Wednesday June 20, 2012
The School of Engineering secures a competitive spot in a federal program with six Ivy League schools, MIT and New York University.
The University of Dayton School of Engineering is among an elite group of universities securing federal Multidisciplinary University Research Initiative (MURI) funds, joining six Ivy League schools, MIT and New York University in the latest round of awards.
The University will lead the three-year, $4.5-million project, which can be extended for two years and includes the Air Force Institute of Technology, Michigan Technological University, North Carolina State University, New Mexico State University and the University of Miami.

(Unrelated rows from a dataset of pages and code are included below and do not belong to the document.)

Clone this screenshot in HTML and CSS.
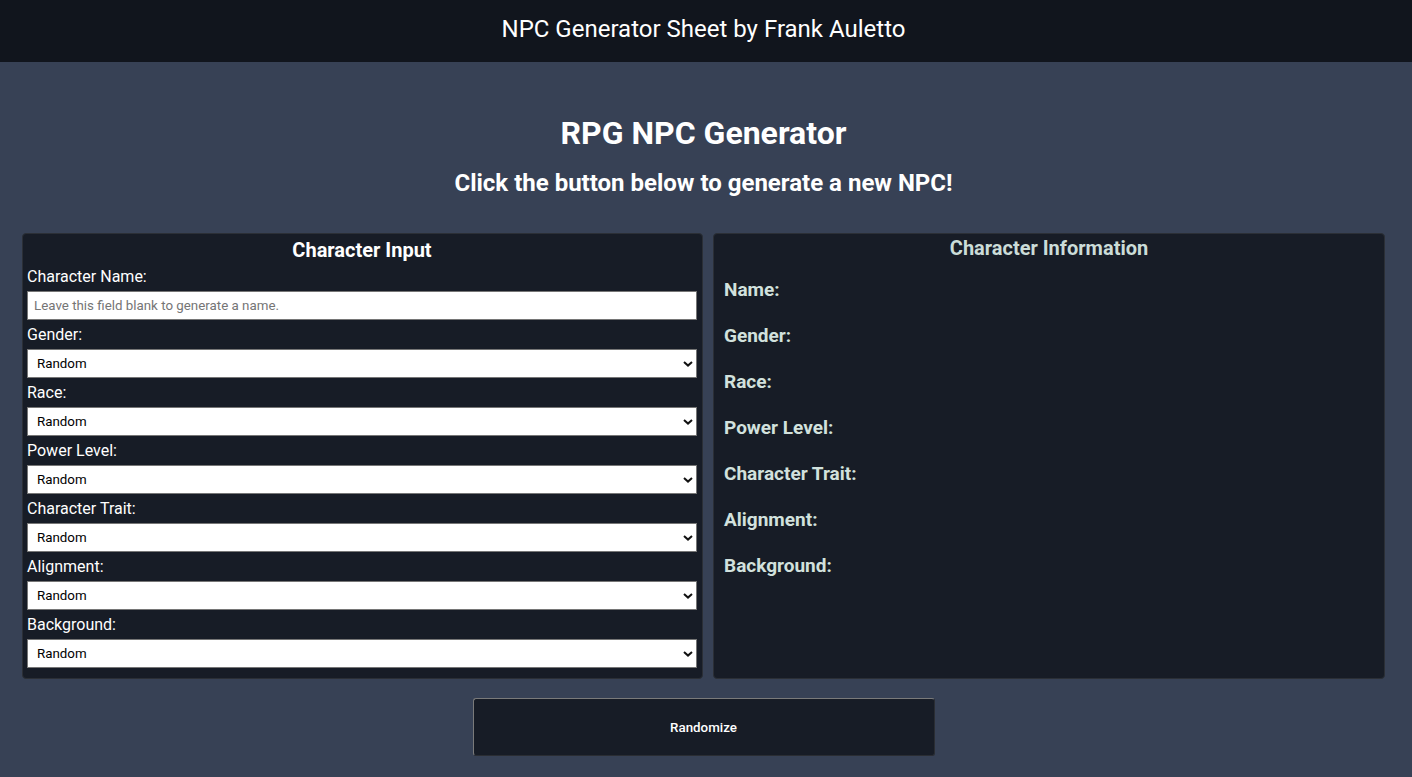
FILE: index.html
```html
<!DOCTYPE html>
<html lang="en">
<head>
<meta charset="utf-8">
<title>NPC Generator Sheet</title>
<link rel="stylesheet" href="styles.css">
</head>
<body>
<header class="topbar">NPC Generator Sheet by Frank Auletto</header>
<main class="main">
  <h1 class="title">RPG NPC Generator</h1>
  <h2 class="subtitle">Click the button below to generate a new NPC!</h2>
  <div class="panels">
    <section class="panel input-panel">
      <h3 class="panel-title">Character Input</h3>
      <label class="field-label">Character Name:</label>
      <input class="text-input" type="text" placeholder="Leave this field blank to generate a name.">
      <label class="field-label">Gender:</label>
      <div class="select-wrap"><select class="select"><option>Random</option></select><svg class="chev" viewBox="0 0 10 6" width="10" height="6"><path d="M1 1 L5 4.6 L9 1" fill="none" stroke="#111" stroke-width="2"/></svg></div>
      <label class="field-label">Race:</label>
      <div class="select-wrap"><select class="select"><option>Random</option></select><svg class="chev" viewBox="0 0 10 6" width="10" height="6"><path d="M1 1 L5 4.6 L9 1" fill="none" stroke="#111" stroke-width="2"/></svg></div>
      <label class="field-label">Power Level:</label>
      <div class="select-wrap"><select class="select"><option>Random</option></select><svg class="chev" viewBox="0 0 10 6" width="10" height="6"><path d="M1 1 L5 4.6 L9 1" fill="none" stroke="#111" stroke-width="2"/></svg></div>
      <label class="field-label">Character Trait:</label>
      <div class="select-wrap"><select class="select"><option>Random</option></select><svg class="chev" viewBox="0 0 10 6" width="10" height="6"><path d="M1 1 L5 4.6 L9 1" fill="none" stroke="#111" stroke-width="2"/></svg></div>
      <label class="field-label">Alignment:</label>
      <div class="select-wrap"><select class="select"><option>Random</option></select><svg class="chev" viewBox="0 0 10 6" width="10" height="6"><path d="M1 1 L5 4.6 L9 1" fill="none" stroke="#111" stroke-width="2"/></svg></div>
      <label class="field-label">Background:</label>
      <div class="select-wrap"><select class="select"><option>Random</option></select><svg class="chev" viewBox="0 0 10 6" width="10" height="6"><path d="M1 1 L5 4.6 L9 1" fill="none" stroke="#111" stroke-width="2"/></svg></div>
    </section>
    <section class="panel info-panel">
      <h3 class="panel-title info-title">Character Information</h3>
      <div class="info-row">Name:</div>
      <div class="info-row">Gender:</div>
      <div class="info-row">Race:</div>
      <div class="info-row">Power Level:</div>
      <div class="info-row">Character Trait:</div>
      <div class="info-row">Alignment:</div>
      <div class="info-row">Background:</div>
    </section>
  </div>
  <div class="actions">
    <button class="btn" type="button">Randomize</button>
  </div>
</main>
</body>
</html>
```
FILE: styles.css
```css
* { box-sizing: border-box; }
html, body {
  margin: 0;
  padding: 0;
}
body {
  background: #374155;
  font-family: Roboto, "Liberation Sans", Arial, sans-serif;
  color: #fff;
  min-height: 777px;
}
.topbar {
  height: 62px;
  background: #11151d;
  display: flex;
  align-items: center;
  justify-content: center;
  font-size: 24px;
  color: #fff;
  padding: 0 5px 4px 0;
}
.main {
  padding: 53px 5px 0 0;
}
.title {
  margin: 0;
  text-align: center;
  font-size: 32px;
  line-height: 37px;
  font-weight: 700;
}
.subtitle {
  margin: 17px 0 0;
  text-align: center;
  font-size: 24px;
  line-height: 28px;
  font-weight: 700;
}
.panels {
  margin-top: 36px;
  display: grid;
  grid-template-columns: 681px 672px;
  gap: 10px;
  padding-left: 22px;
}
.panel {
  background: #171c26;
  border: 1px solid #2b2f36;
  border-radius: 4px;
}
.input-panel {
  padding: 4px 5px 10px 4px;
  display: flex;
  flex-direction: column;
}
.panel-title {
  margin: 0;
  text-align: center;
  font-size: 20px;
  line-height: 24px;
  font-weight: 700;
}
.field-label {
  display: block;
  font-size: 16px;
  line-height: 19px;
  padding: 5px 0;
}
.text-input {
  display: block;
  width: 100%;
  height: 29px;
  border: 1px solid #767676;
  border-radius: 0;
  background: #fff;
  font-family: Roboto, "Liberation Sans", Arial, sans-serif;
  font-size: 13.33px;
  padding: 0 6px;
  color: #000;
  outline: none;
}
.text-input::placeholder { color: #757575; }
.select-wrap {
  position: relative;
  height: 29px;
}
.select {
  appearance: none;
  -webkit-appearance: none;
  display: block;
  width: 100%;
  height: 29px;
  border: 1px solid #767676;
  border-radius: 0;
  background: #fff;
  font-family: Roboto, "Liberation Sans", Arial, sans-serif;
  font-size: 13.33px;
  color: #000;
  padding: 0 9px;
}
.chev {
  position: absolute;
  right: 4px;
  top: 12px;
  pointer-events: none;
}
.info-panel {
  padding: 2px 10px 10px;
  color: #d2e1dd;
}
.info-title {
  color: #cbdcd8;
  margin-bottom: 5px;
}
.info-row {
  height: 46px;
  display: flex;
  align-items: center;
  font-size: 19px;
  font-weight: 700;
  padding-top: 2px;
}
.actions {
  display: flex;
  justify-content: center;
  margin-top: 19px;
}
.btn {
  width: 462px;
  height: 58px;
  background: #171c26;
  color: #fff;
  font-family: Roboto, "Liberation Sans", Arial, sans-serif;
  font-size: 13.33px;
  font-weight: 500;
  border: 1px solid;
  border-color: #7a7a7a #2a2d33 #2a2d33 #7a7a7a;
  border-radius: 3px;
}
```
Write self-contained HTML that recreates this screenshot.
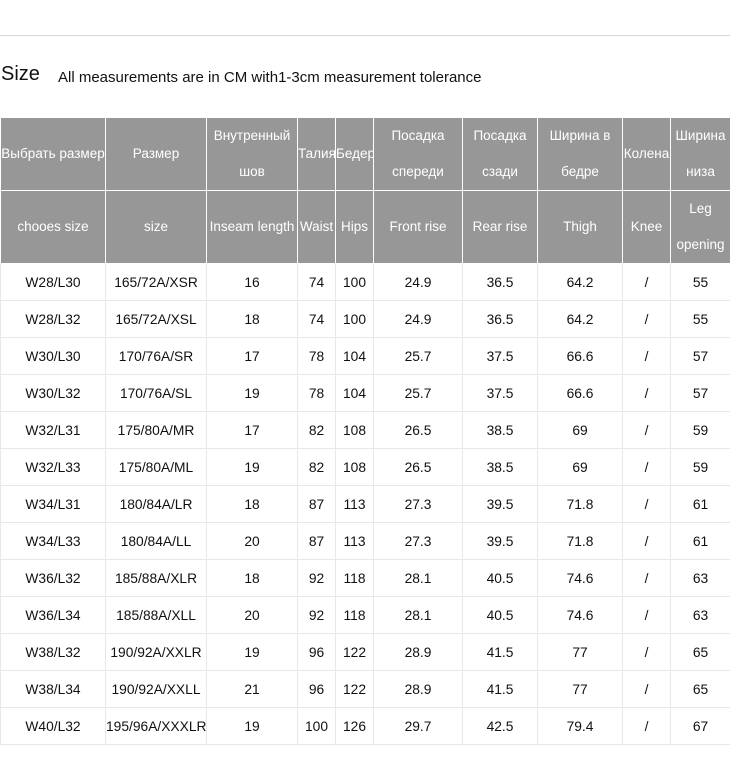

The University has long had a prominent engineering research portfolio, ranking 23rd nationally in sponsored engineering research and development. But the Air Force Office of Scientific Research MURI contract is significant. The School of Engineering leads a project in a MURI program that mainly features elite engineering programs, according to Mikhail Vorontsov, professor and Wright Brothers endowed chair in the University of Dayton School of Engineering, principal investigator on the MURI project.
"It also is great for Dayton because much of the funds — 64 percent — and research will be at the University of Dayton and AFIT," Vorontsov said. "We will really collaborate with AFIT. This is a good example of how local universities do not compete for funding but how they work together for funding.
"We appreciate the Air Force Office of Scientific Research and program manager Dr. Kent Miller for selecting our proposal."
Vorontsov added the funding is likely to allow his Intelligent Optics Laboratory to add high-tech jobs in the Dayton area.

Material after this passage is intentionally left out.